### [WHAT YOU NEED TO DO]
All of the data that follows should be retyped exactly, please, except the pictures.

### [DATA LINES]
================================
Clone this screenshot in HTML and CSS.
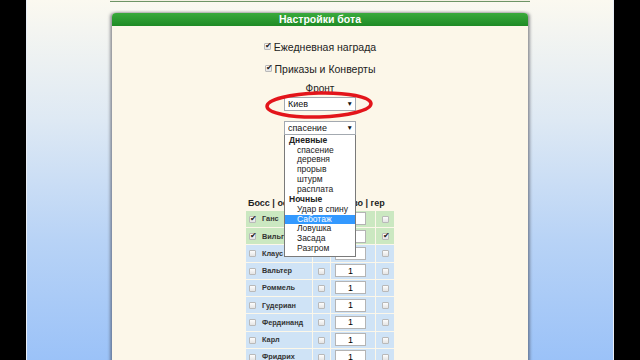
FILE: index.html
```html
<!DOCTYPE html>
<html lang="ru">

<head>
    <meta charset="UTF-8">
    <meta name="viewport" content="width=device-width, initial-scale=1.0">
    <title>Настройки бота</title>
    <link rel="stylesheet" href="styles.css">
</head>

<body>
    <div class="screen">
        <div class="prev-panel"></div>

        <div class="panel">
            <div class="panel-head">Настройки бота</div>
            <div class="panel-body">
                <label class="opt"><input type="checkbox" checked> Ежедневная награда</label>
                <label class="opt"><input type="checkbox" checked> Приказы и Конверты</label>

                <div class="front">
                    <div class="front-label">Фронт</div>
                    <div class="select-wrap">
                        <select class="select">
                            <option>Киев</option>
                        </select>
                        <span class="arrow">&#9660;</span>
                        <!-- hand drawn mark from the video -->
                        <svg class="circle" width="112" height="38" viewBox="0 0 112 38">
                            <ellipse cx="56" cy="19" rx="52" ry="12" fill="none" stroke="#e3151b" stroke-width="3.5" transform="rotate(-1.5 56 19)" />
                        </svg>
                    </div>

                    <div class="select-wrap mission">
                        <select class="select">
                            <option>спасение</option>
                        </select>
                        <span class="arrow">&#9660;</span>

                        <div class="dropdown">
                            <div class="group">Дневные</div>
                            <div class="item">спасение</div>
                            <div class="item">деревня</div>
                            <div class="item">прорыв</div>
                            <div class="item">штурм</div>
                            <div class="item">расплата</div>
                            <div class="group">Ночные</div>
                            <div class="item">Удар в спину</div>
                            <div class="item active">Саботаж</div>
                            <div class="item">Ловушка</div>
                            <div class="item">Засада</div>
                            <div class="item">Разгром</div>
                        </div>
                    </div>
                </div>

                <table class="bosses">
                    <colgroup>
                        <col class="c-name">
                        <col class="c-mid">
                        <col class="c-count">
                        <col class="c-hero">
                    </colgroup>
                    <thead>
                        <tr>
                            <th colspan="4">Босс | основ | количество | гер</th>
                        </tr>
                    </thead>
                    <tbody id="rows"></tbody>
                </table>
            </div>
        </div>
    </div>

    <script>
        const bosses = [
            { name: 'Ганс', on: true, hero: false },
            { name: 'Вильгельм', on: true, hero: true },
            { name: 'Клаус' },
            { name: 'Вальтер' },
            { name: 'Роммель' },
            { name: 'Гудериан' },
            { name: 'Фердинанд' },
            { name: 'Карл' },
            { name: 'Фридрих' }
        ];

        const tbody = document.getElementById('rows');

        bosses.forEach(function (b) {
            const tr = document.createElement('tr');
            tr.className = b.on ? 'on' : 'off';
            tr.innerHTML =
                '<td class="name"><input type="checkbox"' + (b.on ? ' checked' : '') + '> ' + b.name + '</td>' +
                '<td class="mid"><input type="checkbox"></td>' +
                '<td class="count"><input type="text" value="1"></td>' +
                '<td class="mid"><input type="checkbox"' + (b.hero ? ' checked' : '') + '></td>';
            tbody.appendChild(tr);
        });
    </script>
</body>

</html>
```

FILE: styles.css
```css
body {
    margin: 0;
    background: #000;
    font-family: 'Liberation Sans', Arial, sans-serif;
    color: #222;
    display: flex;
    justify-content: center;
}

.screen {
    width: 588px;
    height: 360px;
    overflow: hidden;
    background: linear-gradient(#fbf9f0 0px, #dee9f4 120px, #b8d3f6 240px, #9bc2f8 360px);
    border-left: 1px solid #e8eef6;
    border-right: 1px solid #e8eef6;
    box-sizing: border-box;
}

.prev-panel {
    width: 420px;
    height: 1px;
    margin: 0 auto;
    background: #f4f1e4;
    border-bottom: 1px solid #6e9466;
}

.panel {
    width: 416px;
    margin: 11px auto 0;
    box-shadow: -2px 0 3px rgba(60, 60, 70, 0.5), 2px 0 3px rgba(60, 60, 70, 0.5);
    border-radius: 4px 4px 0 0;
}

.panel-head {
    height: 13px;
    line-height: 13px;
    background: linear-gradient(#3aaa3c, #1f8b25);
    border-radius: 4px 4px 0 0;
    color: #fff;
    font-weight: bold;
    font-size: 10.5px;
    text-align: center;
}

.panel-body {
    background: #fcf7e9;
    height: 340px;
    padding-top: 14px;
    display: flex;
    flex-direction: column;
    align-items: center;
    box-sizing: border-box;
}

.opt {
    display: flex;
    align-items: center;
    gap: 3px;
    height: 14px;
    font-size: 10.5px;
    margin-bottom: 8px;
}

input[type="checkbox"] {
    appearance: none;
    width: 7px;
    height: 7px;
    margin: 0;
    border: 1px solid #b9b9b9;
    border-radius: 1px;
    background: linear-gradient(#fdfdfd, #e4e4e4);
    position: relative;
    vertical-align: middle;
}

input[type="checkbox"]:checked::after {
    content: '\2714';
    position: absolute;
    left: 0;
    top: -3px;
    font-size: 8px;
    color: #222;
}

.front {
    display: flex;
    flex-direction: column;
    align-items: center;
}

.front-label {
    font-size: 10px;
    line-height: 11px;
    margin-top: -1px;
    margin-bottom: 3px;
}

.select-wrap {
    position: relative;
    width: 72px;
    height: 14px;
}

.select {
    appearance: none;
    display: block;
    box-sizing: border-box;
    width: 72px;
    height: 14px;
    line-height: 12px;
    margin: 0;
    padding: 0 0 0 3px;
    border: 1px solid #a3a9b0;
    border-radius: 0;
    background: #fff;
    font-family: inherit;
    font-size: 9px;
    color: #111;
}

.arrow {
    position: absolute;
    right: 3px;
    top: 3px;
    font-size: 6.5px;
    line-height: 8px;
    color: #111;
}

.circle {
    position: absolute;
    left: -21px;
    top: -11px;
}

.mission {
    margin-top: 10px;
}

.dropdown {
    position: absolute;
    left: 0;
    top: 14px;
    width: 72px;
    box-sizing: border-box;
    background: #fff;
    border: 1px solid #7a7a7a;
    border-top: none;
    padding: 1px 0 2px;
    font-size: 8.5px;
    line-height: 9.85px;
    z-index: 2;
}

.group {
    font-weight: bold;
    padding-left: 4px;
}

.item {
    padding-left: 12px;
}

.item.active {
    background: #3399ff;
    color: #fff;
}

.bosses {
    margin-top: 61px;
    width: 150px;
    table-layout: fixed;
    border-spacing: 1px;
}

.c-name {
    width: 66px;
}

.c-mid {
    width: 17px;
}

.c-count {
    width: 44px;
}

.c-hero {
    width: 18px;
}

.bosses th {
    height: 13px;
    padding: 0 0 0 2px;
    text-align: left;
    white-space: nowrap;
    font-size: 9px;
}

.bosses td {
    height: 16.25px;
    padding: 0;
    font-size: 7.3px;
    font-weight: bold;
    color: #333;
    text-align: center;
}

.bosses tr.on td {
    background: #cbe8c1;
}

.bosses tr.off td {
    background: #cfe3f6;
}

.bosses td.name {
    text-align: left;
    padding-left: 3px;
    white-space: nowrap;
    overflow: hidden;
}

.bosses td.name input {
    margin-right: 4px;
}

.bosses td.count {
    text-align: left;
    padding-left: 4px;
}

.count input {
    display: block;
    width: 31px;
    height: 13px;
    box-sizing: border-box;
    margin: 0;
    border: 1px solid #b4b4b4;
    background: #fff;
    text-align: center;
    font-family: inherit;
    font-size: 9px;
    font-weight: normal;
    padding: 0;
}
```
================================
### [TASK OUTPUT]
Clone this screenshot in HTML and CSS.
FILE: index.html
```html
<!DOCTYPE html>
<html lang="ru">

<head>
    <meta charset="UTF-8">
    <meta name="viewport" content="width=device-width, initial-scale=1.0">
    <title>Настройки бота</title>
    <link rel="stylesheet" href="styles.css">
</head>

<body>
    <div class="screen">
        <div class="prev-panel"></div>

        <div class="panel">
            <div class="panel-head">Настройки бота</div>
            <div class="panel-body">
                <label class="opt"><input type="checkbox" checked> Ежедневная награда</label>
                <label class="opt"><input type="checkbox" checked> Приказы и Конверты</label>

                <div class="front">
                    <div class="front-label">Фронт</div>
                    <div class="select-wrap">
                        <select class="select">
                            <option>Киев</option>
                        </select>
                        <span class="arrow">&#9660;</span>
                        <!-- hand drawn mark from the video -->
                        <svg class="circle" width="112" height="38" viewBox="0 0 112 38">
                            <ellipse cx="56" cy="19" rx="52" ry="12" fill="none" stroke="#e3151b" stroke-width="3.5" transform="rotate(-1.5 56 19)" />
                        </svg>
                    </div>

                    <div class="select-wrap mission">
                        <select class="select">
                            <option>спасение</option>
                        </select>
                        <span class="arrow">&#9660;</span>

                        <div class="dropdown">
                            <div class="group">Дневные</div>
                            <div class="item">спасение</div>
                            <div class="item">деревня</div>
                            <div class="item">прорыв</div>
                            <div class="item">штурм</div>
                            <div class="item">расплата</div>
                            <div class="group">Ночные</div>
                            <div class="item">Удар в спину</div>
                            <div class="item active">Саботаж</div>
                            <div class="item">Ловушка</div>
                            <div class="item">Засада</div>
                            <div class="item">Разгром</div>
                        </div>
                    </div>
                </div>

                <table class="bosses">
                    <colgroup>
                        <col class="c-name">
                        <col class="c-mid">
                        <col class="c-count">
                        <col class="c-hero">
                    </colgroup>
                    <thead>
                        <tr>
                            <th colspan="4">Босс | основ | количество | гер</th>
                        </tr>
                    </thead>
                    <tbody id="rows"></tbody>
                </table>
            </div>
        </div>
    </div>

    <script>
        const bosses = [
            { name: 'Ганс', on: true, hero: false },
            { name: 'Вильгельм', on: true, hero: true },
            { name: 'Клаус' },
            { name: 'Вальтер' },
            { name: 'Роммель' },
            { name: 'Гудериан' },
            { name: 'Фердинанд' },
            { name: 'Карл' },
            { name: 'Фридрих' }
        ];

        const tbody = document.getElementById('rows');

        bosses.forEach(function (b) {
            const tr = document.createElement('tr');
            tr.className = b.on ? 'on' : 'off';
            tr.innerHTML =
                '<td class="name"><input type="checkbox"' + (b.on ? ' checked' : '') + '> ' + b.name + '</td>' +
                '<td class="mid"><input type="checkbox"></td>' +
                '<td class="count"><input type="text" value="1"></td>' +
                '<td class="mid"><input type="checkbox"' + (b.hero ? ' checked' : '') + '></td>';
            tbody.appendChild(tr);
        });
    </script>
</body>

</html>
```

FILE: styles.css
```css
body {
    margin: 0;
    background: #000;
    font-family: 'Liberation Sans', Arial, sans-serif;
    color: #222;
    display: flex;
    justify-content: center;
}

.screen {
    width: 588px;
    height: 360px;
    overflow: hidden;
    background: linear-gradient(#fbf9f0 0px, #dee9f4 120px, #b8d3f6 240px, #9bc2f8 360px);
    border-left: 1px solid #e8eef6;
    border-right: 1px solid #e8eef6;
    box-sizing: border-box;
}

.prev-panel {
    width: 420px;
    height: 1px;
    margin: 0 auto;
    background: #f4f1e4;
    border-bottom: 1px solid #6e9466;
}

.panel {
    width: 416px;
    margin: 11px auto 0;
    box-shadow: -2px 0 3px rgba(60, 60, 70, 0.5), 2px 0 3px rgba(60, 60, 70, 0.5);
    border-radius: 4px 4px 0 0;
}

.panel-head {
    height: 13px;
    line-height: 13px;
    background: linear-gradient(#3aaa3c, #1f8b25);
    border-radius: 4px 4px 0 0;
    color: #fff;
    font-weight: bold;
    font-size: 10.5px;
    text-align: center;
}

.panel-body {
    background: #fcf7e9;
    height: 340px;
    padding-top: 14px;
    display: flex;
    flex-direction: column;
    align-items: center;
    box-sizing: border-box;
}

.opt {
    display: flex;
    align-items: center;
    gap: 3px;
    height: 14px;
    font-size: 10.5px;
    margin-bottom: 8px;
}

input[type="checkbox"] {
    appearance: none;
    width: 7px;
    height: 7px;
    margin: 0;
    border: 1px solid #b9b9b9;
    border-radius: 1px;
    background: linear-gradient(#fdfdfd, #e4e4e4);
    position: relative;
    vertical-align: middle;
}

input[type="checkbox"]:checked::after {
    content: '\2714';
    position: absolute;
    left: 0;
    top: -3px;
    font-size: 8px;
    color: #222;
}

.front {
    display: flex;
    flex-direction: column;
    align-items: center;
}

.front-label {
    font-size: 10px;
    line-height: 11px;
    margin-top: -1px;
    margin-bottom: 3px;
}

.select-wrap {
    position: relative;
    width: 72px;
    height: 14px;
}

.select {
    appearance: none;
    display: block;
    box-sizing: border-box;
    width: 72px;
    height: 14px;
    line-height: 12px;
    margin: 0;
    padding: 0 0 0 3px;
    border: 1px solid #a3a9b0;
    border-radius: 0;
    background: #fff;
    font-family: inherit;
    font-size: 9px;
    color: #111;
}

.arrow {
    position: absolute;
    right: 3px;
    top: 3px;
    font-size: 6.5px;
    line-height: 8px;
    color: #111;
}

.circle {
    position: absolute;
    left: -21px;
    top: -11px;
}

.mission {
    margin-top: 10px;
}

.dropdown {
    position: absolute;
    left: 0;
    top: 14px;
    width: 72px;
    box-sizing: border-box;
    background: #fff;
    border: 1px solid #7a7a7a;
    border-top: none;
    padding: 1px 0 2px;
    font-size: 8.5px;
    line-height: 9.85px;
    z-index: 2;
}

.group {
    font-weight: bold;
    padding-left: 4px;
}

.item {
    padding-left: 12px;
}

.item.active {
    background: #3399ff;
    color: #fff;
}

.bosses {
    margin-top: 61px;
    width: 150px;
    table-layout: fixed;
    border-spacing: 1px;
}

.c-name {
    width: 66px;
}

.c-mid {
    width: 17px;
}

.c-count {
    width: 44px;
}

.c-hero {
    width: 18px;
}

.bosses th {
    height: 13px;
    padding: 0 0 0 2px;
    text-align: left;
    white-space: nowrap;
    font-size: 9px;
}

.bosses td {
    height: 16.25px;
    padding: 0;
    font-size: 7.3px;
    font-weight: bold;
    color: #333;
    text-align: center;
}

.bosses tr.on td {
    background: #cbe8c1;
}

.bosses tr.off td {
    background: #cfe3f6;
}

.bosses td.name {
    text-align: left;
    padding-left: 3px;
    white-space: nowrap;
    overflow: hidden;
}

.bosses td.name input {
    margin-right: 4px;
}

.bosses td.count {
    text-align: left;
    padding-left: 4px;
}

.count input {
    display: block;
    width: 31px;
    height: 13px;
    box-sizing: border-box;
    margin: 0;
    border: 1px solid #b4b4b4;
    background: #fff;
    text-align: center;
    font-family: inherit;
    font-size: 9px;
    font-weight: normal;
    padding: 0;
}
```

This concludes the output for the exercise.